The Sixers have a lot more to learn about themselves between now and mid-April than the average team with Finals aspirations.
This answer feels like a firm no for me at this point, at least in a meaningful context. Everything I've heard about Smith has been positive over the last month or so, with the rookie putting in serious work to get back in fighting shape. He has regularly been put through two-a-days, and all signs have been good regarding his recovery from a foot injury and an emergency procedure for an allergic reaction.
But being out of competitive basketball for a long time is challenging for seasoned vets, let alone a kid who hasn't played a minute of NBA basketball. And Smith was a long-term project to begin with, a guy who played a lot of power forward in college who is now being asked to be more of a guard/wing type. His shot is a work in progress, and defense is always a struggle for young guys, even ones with gifts like Smith.

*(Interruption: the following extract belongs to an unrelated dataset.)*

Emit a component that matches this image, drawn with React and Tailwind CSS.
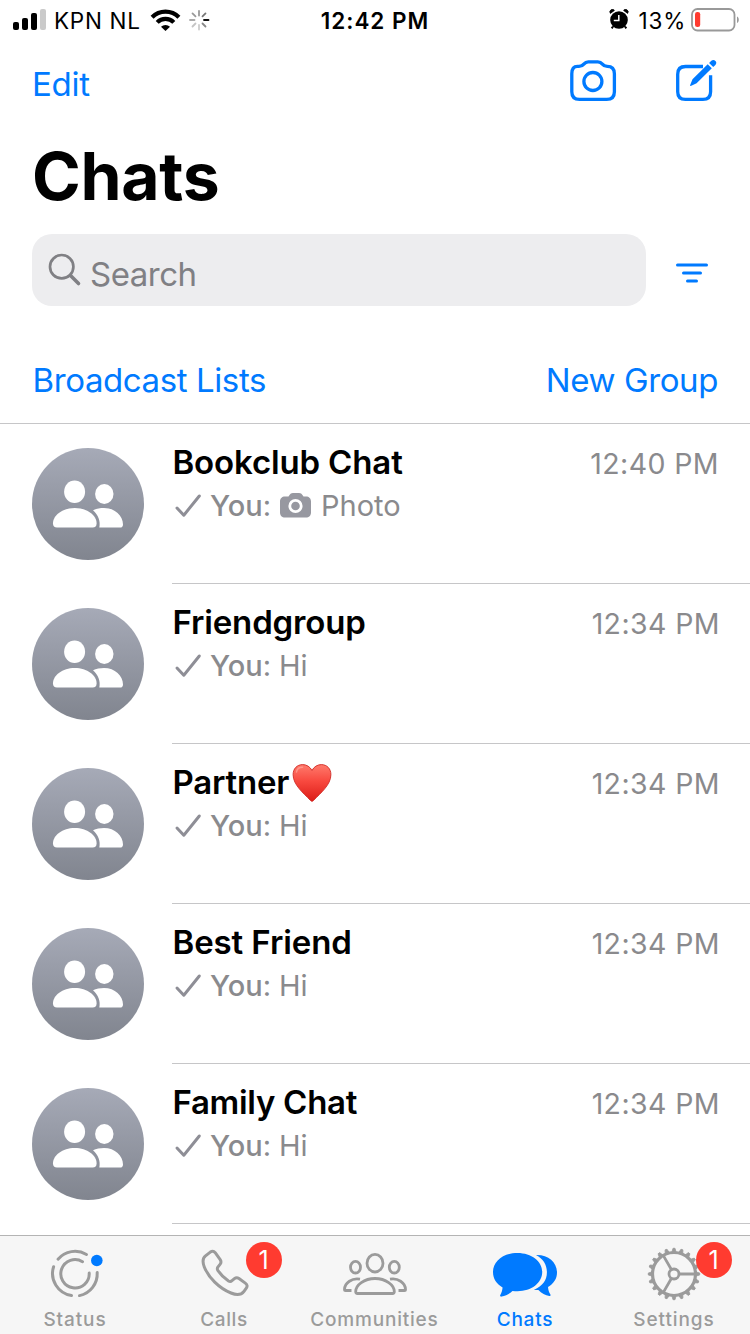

Getting Smith up and running at the G-League level is the first step, and it would be fantastic if the Sixers could get him any sort of NBA reps before the regular season is over. The first time this kid sees an open lane and throws down one of his customary putback dunks, the Wells Fargo Center is going to go ballistic.
Just temper your expectations for this season. A return of any kind would be a good story and a fun wrinkle down the stretch. But trusting him in a playoff game is a whole different story, and even though Smith is a good theoretical fit with this team moving forward, don't expect major contributions this season.